* **RECORDS TO PROCESS**
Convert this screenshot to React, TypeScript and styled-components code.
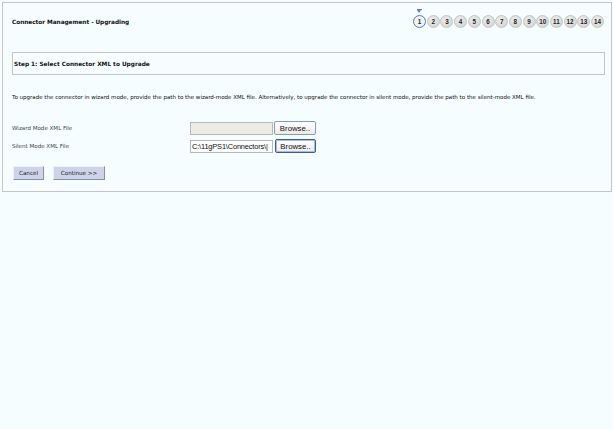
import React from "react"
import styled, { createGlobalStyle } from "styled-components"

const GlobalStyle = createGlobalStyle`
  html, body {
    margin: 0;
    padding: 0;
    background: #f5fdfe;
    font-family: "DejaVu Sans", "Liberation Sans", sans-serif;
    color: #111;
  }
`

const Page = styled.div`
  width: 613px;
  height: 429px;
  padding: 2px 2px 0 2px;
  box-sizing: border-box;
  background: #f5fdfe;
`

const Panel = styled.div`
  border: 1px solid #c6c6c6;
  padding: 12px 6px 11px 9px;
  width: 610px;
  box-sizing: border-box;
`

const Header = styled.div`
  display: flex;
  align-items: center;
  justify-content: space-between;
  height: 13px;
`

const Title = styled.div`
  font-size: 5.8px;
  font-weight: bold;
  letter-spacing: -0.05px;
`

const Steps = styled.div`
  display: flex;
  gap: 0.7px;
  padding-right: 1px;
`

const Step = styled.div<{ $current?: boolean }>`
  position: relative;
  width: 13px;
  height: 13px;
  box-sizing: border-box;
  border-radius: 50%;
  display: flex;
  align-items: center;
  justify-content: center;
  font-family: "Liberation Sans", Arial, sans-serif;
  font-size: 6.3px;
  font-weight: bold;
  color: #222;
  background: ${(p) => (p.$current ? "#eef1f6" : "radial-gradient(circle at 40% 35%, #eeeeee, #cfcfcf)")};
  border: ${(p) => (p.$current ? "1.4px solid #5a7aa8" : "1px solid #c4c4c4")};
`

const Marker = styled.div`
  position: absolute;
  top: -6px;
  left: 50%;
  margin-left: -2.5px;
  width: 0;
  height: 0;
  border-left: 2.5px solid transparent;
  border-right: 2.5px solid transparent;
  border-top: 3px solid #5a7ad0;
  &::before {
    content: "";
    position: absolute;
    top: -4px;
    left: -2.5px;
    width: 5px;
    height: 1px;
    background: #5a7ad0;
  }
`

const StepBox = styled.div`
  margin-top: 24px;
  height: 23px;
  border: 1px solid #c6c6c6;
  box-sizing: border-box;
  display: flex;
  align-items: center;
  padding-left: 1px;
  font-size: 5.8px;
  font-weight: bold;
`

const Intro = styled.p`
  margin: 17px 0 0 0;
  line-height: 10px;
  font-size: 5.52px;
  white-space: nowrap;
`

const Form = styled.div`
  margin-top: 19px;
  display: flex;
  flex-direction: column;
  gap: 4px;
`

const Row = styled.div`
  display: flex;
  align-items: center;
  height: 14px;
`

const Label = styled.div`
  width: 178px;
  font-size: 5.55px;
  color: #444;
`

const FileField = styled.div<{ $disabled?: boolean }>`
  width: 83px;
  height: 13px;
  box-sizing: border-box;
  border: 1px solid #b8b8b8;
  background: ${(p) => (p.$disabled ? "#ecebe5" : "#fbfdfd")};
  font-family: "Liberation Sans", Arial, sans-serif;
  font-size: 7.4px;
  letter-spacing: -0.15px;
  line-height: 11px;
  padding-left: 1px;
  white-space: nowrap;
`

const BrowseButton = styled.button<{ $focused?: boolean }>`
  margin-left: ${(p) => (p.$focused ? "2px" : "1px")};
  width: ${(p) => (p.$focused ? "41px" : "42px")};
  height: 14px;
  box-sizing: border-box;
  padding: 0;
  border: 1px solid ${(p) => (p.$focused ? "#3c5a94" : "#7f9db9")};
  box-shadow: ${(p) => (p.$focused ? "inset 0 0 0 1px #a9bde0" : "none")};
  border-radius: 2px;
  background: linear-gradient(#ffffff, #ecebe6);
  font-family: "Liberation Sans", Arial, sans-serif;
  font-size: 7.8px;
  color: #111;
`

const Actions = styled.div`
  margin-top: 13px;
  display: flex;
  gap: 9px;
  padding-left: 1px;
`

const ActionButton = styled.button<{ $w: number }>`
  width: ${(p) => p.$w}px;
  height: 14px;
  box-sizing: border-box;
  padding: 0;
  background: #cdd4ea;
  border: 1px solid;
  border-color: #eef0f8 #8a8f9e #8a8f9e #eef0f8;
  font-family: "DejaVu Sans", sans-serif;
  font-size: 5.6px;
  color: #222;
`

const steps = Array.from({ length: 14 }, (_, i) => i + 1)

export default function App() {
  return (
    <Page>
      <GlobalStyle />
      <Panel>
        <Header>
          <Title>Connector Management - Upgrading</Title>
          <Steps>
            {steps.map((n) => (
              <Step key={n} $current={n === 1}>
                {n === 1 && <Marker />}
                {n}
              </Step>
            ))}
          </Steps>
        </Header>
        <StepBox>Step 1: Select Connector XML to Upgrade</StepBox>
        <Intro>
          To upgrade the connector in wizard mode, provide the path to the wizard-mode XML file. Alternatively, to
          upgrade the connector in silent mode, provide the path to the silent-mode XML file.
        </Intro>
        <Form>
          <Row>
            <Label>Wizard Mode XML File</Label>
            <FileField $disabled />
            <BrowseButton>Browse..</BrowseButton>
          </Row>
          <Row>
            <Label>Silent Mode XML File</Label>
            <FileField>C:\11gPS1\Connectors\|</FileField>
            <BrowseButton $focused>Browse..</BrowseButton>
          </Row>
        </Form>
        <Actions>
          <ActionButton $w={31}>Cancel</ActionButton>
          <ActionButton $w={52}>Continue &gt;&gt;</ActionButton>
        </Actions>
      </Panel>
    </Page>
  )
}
...
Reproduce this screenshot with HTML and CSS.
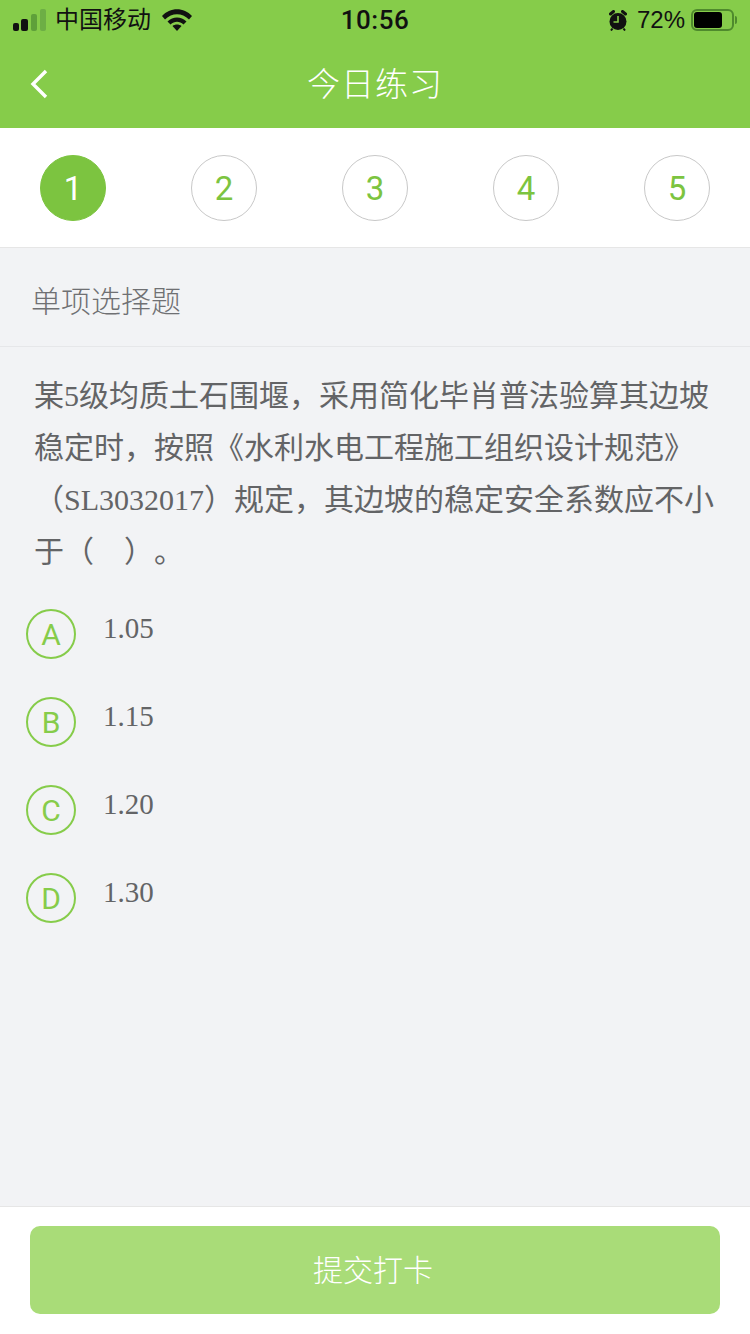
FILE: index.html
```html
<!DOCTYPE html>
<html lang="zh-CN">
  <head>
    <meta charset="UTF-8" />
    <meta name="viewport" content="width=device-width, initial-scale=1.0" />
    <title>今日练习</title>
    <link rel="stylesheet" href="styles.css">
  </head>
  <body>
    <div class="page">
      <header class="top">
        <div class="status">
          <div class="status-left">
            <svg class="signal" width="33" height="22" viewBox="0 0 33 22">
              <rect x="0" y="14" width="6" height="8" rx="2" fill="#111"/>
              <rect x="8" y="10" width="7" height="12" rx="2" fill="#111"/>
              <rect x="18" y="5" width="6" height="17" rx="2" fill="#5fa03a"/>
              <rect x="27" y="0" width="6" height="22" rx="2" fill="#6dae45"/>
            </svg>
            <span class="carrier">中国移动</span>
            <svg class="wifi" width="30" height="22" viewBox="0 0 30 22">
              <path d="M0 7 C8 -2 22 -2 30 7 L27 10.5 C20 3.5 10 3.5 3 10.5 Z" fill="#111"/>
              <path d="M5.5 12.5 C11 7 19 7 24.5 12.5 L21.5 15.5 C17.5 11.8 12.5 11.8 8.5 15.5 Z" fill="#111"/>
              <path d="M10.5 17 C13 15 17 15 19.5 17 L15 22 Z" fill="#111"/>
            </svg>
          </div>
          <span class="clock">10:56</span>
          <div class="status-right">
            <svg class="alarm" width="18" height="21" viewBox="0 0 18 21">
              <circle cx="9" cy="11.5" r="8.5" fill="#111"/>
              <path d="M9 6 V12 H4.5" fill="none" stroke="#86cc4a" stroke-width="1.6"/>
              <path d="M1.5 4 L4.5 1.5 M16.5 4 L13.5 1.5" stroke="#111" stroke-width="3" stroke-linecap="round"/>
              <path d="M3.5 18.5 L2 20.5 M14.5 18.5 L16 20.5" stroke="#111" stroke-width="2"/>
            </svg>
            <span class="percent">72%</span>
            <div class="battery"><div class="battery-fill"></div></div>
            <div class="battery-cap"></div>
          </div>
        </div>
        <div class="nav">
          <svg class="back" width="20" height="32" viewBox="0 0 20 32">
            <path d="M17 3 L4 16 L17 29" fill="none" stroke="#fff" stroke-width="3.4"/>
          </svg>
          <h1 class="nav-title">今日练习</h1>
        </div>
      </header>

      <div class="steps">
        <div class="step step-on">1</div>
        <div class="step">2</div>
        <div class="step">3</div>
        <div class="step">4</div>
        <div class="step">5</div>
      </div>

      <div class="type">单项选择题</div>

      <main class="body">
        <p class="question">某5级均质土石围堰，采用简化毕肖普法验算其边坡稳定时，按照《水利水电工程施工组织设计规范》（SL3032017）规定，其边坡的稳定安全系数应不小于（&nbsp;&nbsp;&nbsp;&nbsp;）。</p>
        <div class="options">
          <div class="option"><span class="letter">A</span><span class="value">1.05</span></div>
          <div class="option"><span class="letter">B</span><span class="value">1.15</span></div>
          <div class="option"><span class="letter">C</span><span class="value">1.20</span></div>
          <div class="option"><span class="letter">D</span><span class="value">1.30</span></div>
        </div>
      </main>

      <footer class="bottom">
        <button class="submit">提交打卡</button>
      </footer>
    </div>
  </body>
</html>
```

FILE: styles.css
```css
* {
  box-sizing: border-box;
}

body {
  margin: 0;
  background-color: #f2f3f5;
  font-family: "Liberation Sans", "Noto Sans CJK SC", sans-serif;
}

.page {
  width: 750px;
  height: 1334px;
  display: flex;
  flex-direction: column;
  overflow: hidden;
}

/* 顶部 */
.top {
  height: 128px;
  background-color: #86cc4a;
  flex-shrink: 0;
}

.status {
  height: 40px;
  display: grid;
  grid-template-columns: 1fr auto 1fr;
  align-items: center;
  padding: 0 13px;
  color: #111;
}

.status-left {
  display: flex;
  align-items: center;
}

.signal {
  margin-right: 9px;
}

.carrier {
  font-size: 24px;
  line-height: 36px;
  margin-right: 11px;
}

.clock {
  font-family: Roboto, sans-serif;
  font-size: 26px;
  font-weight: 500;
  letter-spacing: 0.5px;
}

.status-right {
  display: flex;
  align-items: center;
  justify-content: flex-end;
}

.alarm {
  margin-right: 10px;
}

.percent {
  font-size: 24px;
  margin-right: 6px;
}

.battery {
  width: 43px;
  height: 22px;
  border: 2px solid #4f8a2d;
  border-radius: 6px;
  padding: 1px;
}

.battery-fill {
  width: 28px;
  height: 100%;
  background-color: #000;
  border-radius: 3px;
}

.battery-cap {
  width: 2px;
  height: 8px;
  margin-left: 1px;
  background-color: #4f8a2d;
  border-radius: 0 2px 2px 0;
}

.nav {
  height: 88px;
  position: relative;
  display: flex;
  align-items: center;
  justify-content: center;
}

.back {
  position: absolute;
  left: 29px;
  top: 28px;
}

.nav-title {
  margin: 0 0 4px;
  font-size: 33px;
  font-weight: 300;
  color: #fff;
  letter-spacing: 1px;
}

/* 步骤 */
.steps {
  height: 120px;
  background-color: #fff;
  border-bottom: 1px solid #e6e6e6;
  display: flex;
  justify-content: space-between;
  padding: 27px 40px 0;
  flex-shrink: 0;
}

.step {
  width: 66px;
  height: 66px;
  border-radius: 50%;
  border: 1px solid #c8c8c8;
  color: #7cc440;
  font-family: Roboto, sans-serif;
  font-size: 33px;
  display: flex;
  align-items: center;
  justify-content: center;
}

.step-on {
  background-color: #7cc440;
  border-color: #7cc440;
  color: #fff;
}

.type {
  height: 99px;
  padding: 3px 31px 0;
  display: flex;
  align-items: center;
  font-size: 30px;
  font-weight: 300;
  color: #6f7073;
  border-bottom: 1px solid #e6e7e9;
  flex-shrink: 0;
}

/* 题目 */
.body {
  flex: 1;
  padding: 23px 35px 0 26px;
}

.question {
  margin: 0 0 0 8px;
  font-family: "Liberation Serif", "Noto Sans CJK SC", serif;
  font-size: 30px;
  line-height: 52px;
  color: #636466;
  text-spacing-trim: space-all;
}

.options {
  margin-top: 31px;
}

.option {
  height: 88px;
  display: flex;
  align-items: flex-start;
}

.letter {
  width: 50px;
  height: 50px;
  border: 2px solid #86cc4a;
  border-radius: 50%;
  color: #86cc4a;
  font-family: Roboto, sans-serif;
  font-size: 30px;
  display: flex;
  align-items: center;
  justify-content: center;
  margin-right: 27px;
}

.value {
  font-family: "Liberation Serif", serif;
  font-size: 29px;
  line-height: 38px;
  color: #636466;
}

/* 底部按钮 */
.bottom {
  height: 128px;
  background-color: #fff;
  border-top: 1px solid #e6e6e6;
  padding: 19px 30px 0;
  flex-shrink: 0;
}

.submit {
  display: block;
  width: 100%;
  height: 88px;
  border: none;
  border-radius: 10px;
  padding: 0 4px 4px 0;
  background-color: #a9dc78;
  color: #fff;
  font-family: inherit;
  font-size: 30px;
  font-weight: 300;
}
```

* **STATED GOAL**
Track down all lines above with the string "React" and copy them.

* **SOLUTION BELOW**
Convert this screenshot to React, TypeScript and styled-components code.
import React from "react"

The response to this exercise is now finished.